Here's my approach to the problem:
Map<Integer, List<String>> valuesToListMap = new TreeMap<>(Collections.reverseOrder());. Why? Because that map will tell the substrings I would need to find permutations for (in your example it would be {a},{b,c,d},{e,f},{g} and since the map is of type TreeMap and the entries in it will be in reverse natural ordering (descending) order, I can ensure the entries in the map are in strictly decreasing order. Sample entry in my map given your input will be 18 -> {b,c,d}valuesToListMap. I will find permutations of every list. For our example the output would be {{a},{bcd,bdc,cbd,cdb,dbc,dcb},{ef,fe},{g}. Lets call that collection permutationsListpermutationsList two entries at a time and start appending each element of first entry with each element of second entry . For example, I will append each element of entry {a} in permutationsList with each element of entry {bcd,bdc,cbd,cdb,dbc,dcb}. So my output after the merge will be {abcd,abdc,acbd,acdb,adbc,adcb}Some notes:
Using TreeMap ensures we don't have an output bcdaefg because that is not in descending order of values.

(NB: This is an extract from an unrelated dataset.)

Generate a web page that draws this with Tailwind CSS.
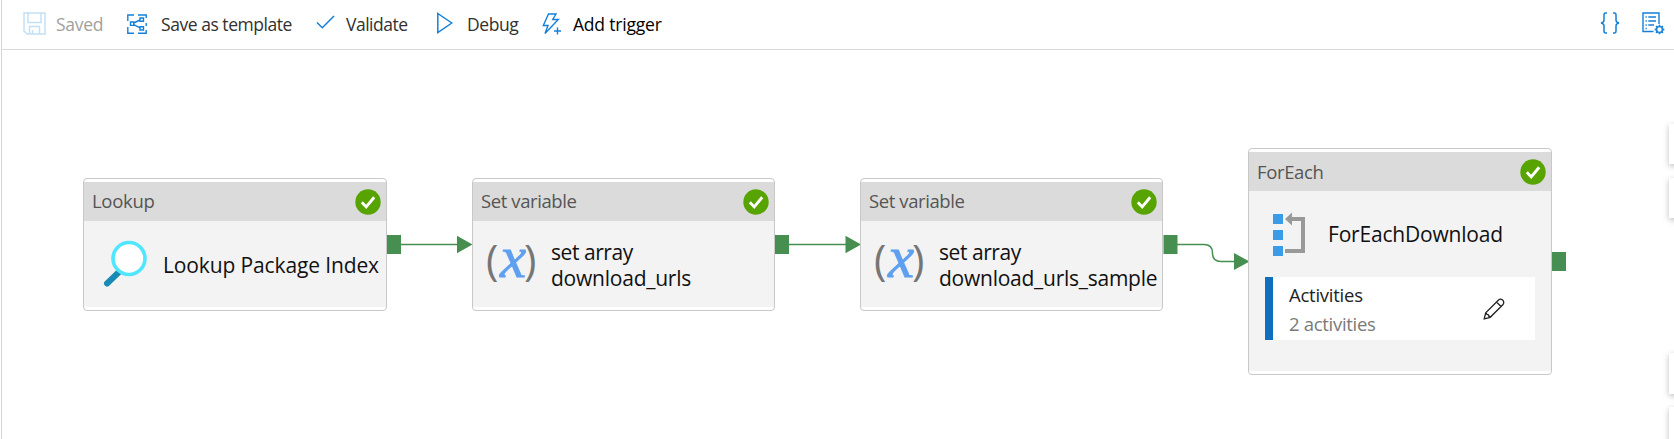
<!DOCTYPE html>
<html lang="en">
<head>
<meta charset="utf-8">
<title>Pipeline</title>
<script src="https://cdn.jsdelivr.net/npm/@tailwindcss/browser@4"></script>
</head>
<body class="bg-white">
<svg class="hidden">
  <symbol id="ok" viewBox="0 0 26 26"><circle cx="13" cy="13" r="12.7" fill="#57a300"/><path d="M6.8 13.3l4.4 4.6 8-9.6" fill="none" stroke="#fff" stroke-width="2.9"/></symbol>
</svg>
<div class="relative flex h-[439px] w-[1674px] flex-col overflow-hidden font-['Open_Sans',sans-serif]">
  <div class="absolute left-px top-0 h-full w-px bg-[#d6d6d6]"></div>
  <header class="ml-0.5 flex h-[50px] shrink-0 items-center border-b border-[#dadada] text-[17.5px] leading-6 text-[#323130]">
    <svg class="-mt-0.5 ml-[21px] size-[23px] shrink-0" viewBox="0 0 23 23" fill="none" stroke="#c3dff5" stroke-width="1.5"><path d="M1 1h21v21H4l-3-3zM5 1v9.5h13V1M6.5 22v-7.500h10V22M9.500 18v4"/></svg>
    <div class="-mt-0.5 ml-2.5 w-[71px]"><span class="whitespace-nowrap tracking-[-0.3px] text-[#a19f9d]">Saved</span></div>
    <svg class="-mt-0.5 size-5 shrink-0" viewBox="0 0 20 20" fill="none" stroke="#1480d8" stroke-width="1.4"><path d="M7 1H.8v6M.8 13v6.200H7M11 1h8.200v3M19.200 16v3.200H11M19.200 9v3M3.500 8h3.200v3.400H3.500zM13 4h3.500v3.300H13zM13 12.700h3.500V16H13zM6.700 9l6.300-3M6.700 10.600l6.300 3.200"/></svg>
    <div class="-mt-0.5 ml-[14px] w-[155px]"><span class="whitespace-nowrap tracking-[-0.46px]">Save as template</span></div>
    <svg class="-mt-[5px] h-4 w-[19px] shrink-0" viewBox="0 0 19 16" fill="none" stroke="#1480d8" stroke-width="1.5"><path d="M1 8.500l5.300 5.300L18 2"/></svg>
    <div class="-mt-0.5 ml-[11px] w-[90px]"><span class="whitespace-nowrap tracking-[-0.5px]">Validate</span></div>
    <svg class="-mt-1 h-[22px] w-[17px] shrink-0" viewBox="0 0 17 22" fill="none" stroke="#1480d8" stroke-width="1.5"><path d="M1.800 1.500l14 9.500-14 9.500z"/></svg>
    <div class="-mt-0.5 ml-[14px] w-[75px]"><span class="whitespace-nowrap tracking-[-0.4px]">Debug</span></div>
    <svg class="-mt-0.5 h-[22px] w-5 shrink-0" viewBox="0 0 20 22" fill="none" stroke="#1480d8" stroke-width="1.4"><path d="M6.500 1h7.500l-3.300 5.500h5.600L3 20.500l3-8H1.300zM15.500 14.500v7M12 18h7"/></svg>
    <div class="-mt-0.5 ml-[11px] w-[100px]"><span class="whitespace-nowrap tracking-[-0.2px] text-black">Add trigger</span></div>
    <div class="ml-auto mr-[9px] flex items-center gap-[22px]">
      <svg class="-mt-1 h-[22px] w-5" viewBox="0 0 20 22" fill="none" stroke="#1480d8" stroke-width="1.500"><path d="M7 1H5.500Q4 1 4 3v5Q4 10.500 1 11q3 .5 3 3v5q0 2 1.500 2H7M13 1h1.500Q16 1 16 3v5q0 2.500 3 3-3 .5-3 3v5q0 2-1.500 2H13"/></svg>
      <svg class="-mt-0.5 h-[23px] w-[23px]" viewBox="0 0 23 23" fill="none" stroke="#1480d8" stroke-width="1.400"><path d="M11.500 19.500H1V1h16v11M3.500 5h1.300M6.300 5H14M3.500 9h1.300M6.300 9H14M3.500 13h1.300M6.300 13H12M3.500 16.500h1.300"/><circle cx="17.500" cy="17.500" r="2.900"/><path d="M17.500 12.700v2M17.500 20.300v2M12.700 17.500h2M20.300 17.500h2M14.100 14.100l1.400 1.400M19.500 19.500l1.400 1.400M14.100 20.900l1.400-1.400M19.500 15.500l1.400-1.400" stroke-width="1.800"/></svg>
    </div>
  </header>

  <main class="grow">
    <svg class="absolute left-0 top-0 h-[439px] w-[1674px]" fill="none" stroke="#468f50" stroke-width="1.500">
      <path d="M400 244.500h60M789 244.500h59M1177 244.500h27q8.500 0 8.500 8.500t8.500 8.500h16"/>
      <path d="M457 235.700l15.500 8.800-15.500 8.800zM845.500 235.700l15.500 8.800-15.500 8.800zM1234 253l15.500 8.500-15.500 8.500z" fill="#468f50" stroke="none"/>
      <path d="M387 235h14v19h-14zM775 235h14v19h-14zM1163.500 235h14v19h-14zM1552 252h14v19h-14z" fill="#468f50" stroke="none"/>
    </svg>

    <section class="absolute left-[83px] top-[178px] flex h-[133px] w-[304px] flex-col rounded border-[1.5px] border-[#c8c8c8] bg-white py-[3px]">
      <div class="flex h-[39px] shrink-0 items-center justify-between bg-[#dbdbdb] pl-2 pr-[5px]"><span class="-mt-px whitespace-nowrap text-[18.5px] tracking-[-0.3px] text-[#555]">Lookup</span><svg class="size-[26px]"><use href="#ok"/></svg></div>
      <div class="flex grow items-center bg-[#f3f3f3] pl-[19px]">
        <svg class="h-[48px] w-[44px] shrink-0" viewBox="0 0 44 48"><path d="M4 43.500L16 32" stroke="#198ab3" stroke-width="6" stroke-linecap="round"/><circle cx="26" cy="18.500" r="16" fill="#fff" stroke="#50e6ff" stroke-width="3.600"/></svg>
        <span class="ml-4 mt-[3px] whitespace-nowrap text-[21px] tracking-[-0.13px] text-[#111]">Lookup Package Index</span>
      </div>
    </section>

    <section class="absolute left-[472px] top-[178px] flex h-[133px] w-[303px] flex-col rounded border-[1.5px] border-[#c8c8c8] bg-white py-[3px]">
      <div class="flex h-[39px] shrink-0 items-center justify-between bg-[#dbdbdb] pl-2 pr-[5px]"><span class="-mt-px whitespace-nowrap text-[18.5px] tracking-[-0.4px] text-[#555]">Set variable</span><svg class="size-[26px]"><use href="#ok"/></svg></div>
      <div class="flex grow items-center bg-[#f3f3f3] pl-[14px]">
        <svg class="h-[44px] w-[50px] shrink-0 overflow-visible" viewBox="0 0 50 44"><g fill="#767676" font-family="Open Sans" font-size="42"><text x="-1" y="33">(</text><text x="37" y="33">)</text></g><text x="13" y="35" font-family="Liberation Serif" font-style="italic" font-size="59" fill="#5ea0ef" stroke="#5ea0ef" stroke-width=".8">x</text></svg>
        <div class="ml-[14px] mt-0.5 text-[21px] leading-[26px] text-[#111]"><div><span class="whitespace-nowrap tracking-[-0.45px]">set array</span></div><div><span class="whitespace-nowrap tracking-[-0.23px]">download_urls</span></div></div>
      </div>
    </section>

    <section class="absolute left-[860px] top-[178px] flex h-[133px] w-[303px] flex-col rounded border-[1.5px] border-[#c8c8c8] bg-white py-[3px]">
      <div class="flex h-[39px] shrink-0 items-center justify-between bg-[#dbdbdb] pl-2 pr-[5px]"><span class="-mt-px whitespace-nowrap text-[18.5px] tracking-[-0.4px] text-[#555]">Set variable</span><svg class="size-[26px]"><use href="#ok"/></svg></div>
      <div class="flex grow items-center bg-[#f3f3f3] pl-[14px]">
        <svg class="h-[44px] w-[50px] shrink-0 overflow-visible" viewBox="0 0 50 44"><g fill="#767676" font-family="Open Sans" font-size="42"><text x="-1" y="33">(</text><text x="37" y="33">)</text></g><text x="13" y="35" font-family="Liberation Serif" font-style="italic" font-size="59" fill="#5ea0ef" stroke="#5ea0ef" stroke-width=".8">x</text></svg>
        <div class="ml-[14px] mt-0.5 text-[21px] leading-[26px] text-[#111]"><div><span class="whitespace-nowrap tracking-[-0.45px]">set array</span></div><div><span class="whitespace-nowrap tracking-[-0.25px]">download_urls_sample</span></div></div>
      </div>
    </section>

    <section class="absolute left-[1248px] top-[148px] flex h-[227px] w-[304px] flex-col rounded border-[1.5px] border-[#c8c8c8] bg-white py-[3px]">
      <div class="flex h-[39px] shrink-0 items-center justify-between bg-[#dbdbdb] pl-2 pr-[5px]"><span class="whitespace-nowrap text-[18.5px] tracking-[-0.35px] text-[#555]">ForEach</span><svg class="size-[26px]"><use href="#ok"/></svg></div>
      <div class="grow bg-[#f3f3f3]">
        <div class="flex h-[86px] items-center pl-6">
          <svg class="-mt-px h-[44px] w-8 shrink-0" viewBox="0 0 32 44"><path d="M0 2h10v10H0zM0 18h10v10H0zM0 34h10v10H0z" fill="#3a9be6"/><path d="M12 7l7-6.500V5h13v36H12v-4h16V9h-9v4.500z" fill="#999"/></svg>
          <span class="ml-[23px] mt-0.5 whitespace-nowrap text-[21px] tracking-[-0.2px] text-[#111]">ForEachDownload</span>
        </div>
        <div class="ml-4 flex h-[63px] w-[270px] items-center border-l-8 border-[#106ebe] bg-white pl-4 text-[18.500px] leading-[29px]">
          <div class="text-[#222]"><div><span class="whitespace-nowrap tracking-[-0.25px]">Activities</span></div><div class="text-[#7a7a7a]"><span class="whitespace-nowrap tracking-[-0.3px]">2 activities</span></div></div>
          <svg class="ml-auto mr-[30px] size-[22px]" viewBox="0 0 22 22" fill="none" stroke="#222" stroke-width="1.300"><path d="M1.200 20.800l1.500-6L15.300 2.200a3 3 0 0 1 4.500 4.500L7.200 19.300zM13.500 4l4.500 4.500M2.700 14.800q1 .2 1.200 1.500 1.800 0 1.800 1.700 1.300.3 1.500 1.300"/></svg>
        </div>
      </div>
    </section>

    <div class="absolute left-[1669px] top-[124px] h-10 w-10 bg-white shadow-[0_2px_6px_rgba(0,0,0,0.25)]"></div>
    <div class="absolute left-[1669px] top-[178px] h-10 w-10 bg-white shadow-[0_2px_6px_rgba(0,0,0,0.25)]"></div>
    <div class="absolute left-[1669px] top-[353px] h-[41px] w-10 bg-white shadow-[0_2px_6px_rgba(0,0,0,0.25)]"></div>
    <div class="absolute left-[1669px] top-[407px] h-10 w-10 bg-white shadow-[0_2px_6px_rgba(0,0,0,0.25)]"></div>
  </main>
</div>
</body>
</html>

My solution is below. I have not done any input validation or sanity checks but that should be easy to do:
public class PermutationWithinSubsection {
public static void main(String[] args) {
List<String> alphabets = Arrays.asList("a","b","c","d","e","f","g");
List<Integer> values = Arrays.asList(25,18,18,18,14,14,12);
// Step 1 start
Map<Integer, List<String>> valuesToListMap = new TreeMap<>(Collections.reverseOrder()); // Order the map in reverse order of values
for(int i=0; i<alphabets.size(); i++) {
if(valuesToListMap.containsKey(values.get(i))) {
List<String> temp = valuesToListMap.get(values.get(i));
temp.add(alphabets.get(i));
valuesToListMap.put(values.get(i),temp);
} else {
List<String> temp = new ArrayList<>();
temp.add(alphabets.get(i));
valuesToListMap.put(values.get(i), temp);
}
}
// Step 1 end
// Step 2 start
List<List<String>> permutationsList = new ArrayList<>();
for(List<String> ip: valuesToListMap.values()) {
List<String> result = new PermutationWithinSubsection().permute(ip);
permutationsList.add(result);
}
// Step 2 end
// // Step 3 start
int count = 1;
List<String> l1 = permutationsList.get(0);
List<String> r = new PermutationWithinSubsection().merge(l1, permutationsList, count);
// // Step 3 end
System.out.println("r = " + r);
}
/**
* Find permutations of input list using backtracking
* @param ip
* @return
*/
private List<String> permute(List<String> ip) {
List<String> list = new ArrayList<>();
backtrack(list, new ArrayList<>(), ip);
return list;
}
private void backtrack(List<String> list, ArrayList<String> tempList, List<String> nums) {
if(tempList.size() == nums.size()){
StringBuilder sb = new StringBuilder();
for(String s: tempList) {
sb.append(s);
}
list.add(sb.toString());
} else{
for(int i = 0; i < nums.size(); i++){
if(tempList.contains(nums.get(i))) continue; // element already exists, skip
tempList.add(nums.get(i));
backtrack(list, tempList, nums);
tempList.remove(tempList.size() - 1);
}
}
}
/**
* Keep on merging lists till we have merged all
* @param l1
* @param resultLists
* @param count
* @return
*/
private List<String> merge(List<String> l1, List<List<String>> resultLists, int count) {
if(count == resultLists.size()) {
return l1;
}
List<String> l2 = resultLists.get(count);
List<String> f = new ArrayList<>();
for(String s1: l1) {
for(String s2: l2) {
f.add(s1+s2);
}
}
return merge(f,resultLists,++count);
}
}
Output: r = [abcdefg, abcdfeg, abdcefg, abdcfeg, acbdefg, acbdfeg, acdbefg, acdbfeg, adbcefg, adbcfeg, adcbefg, adcbfeg]
Hope my explanation was clear. Let me know if you have any questions.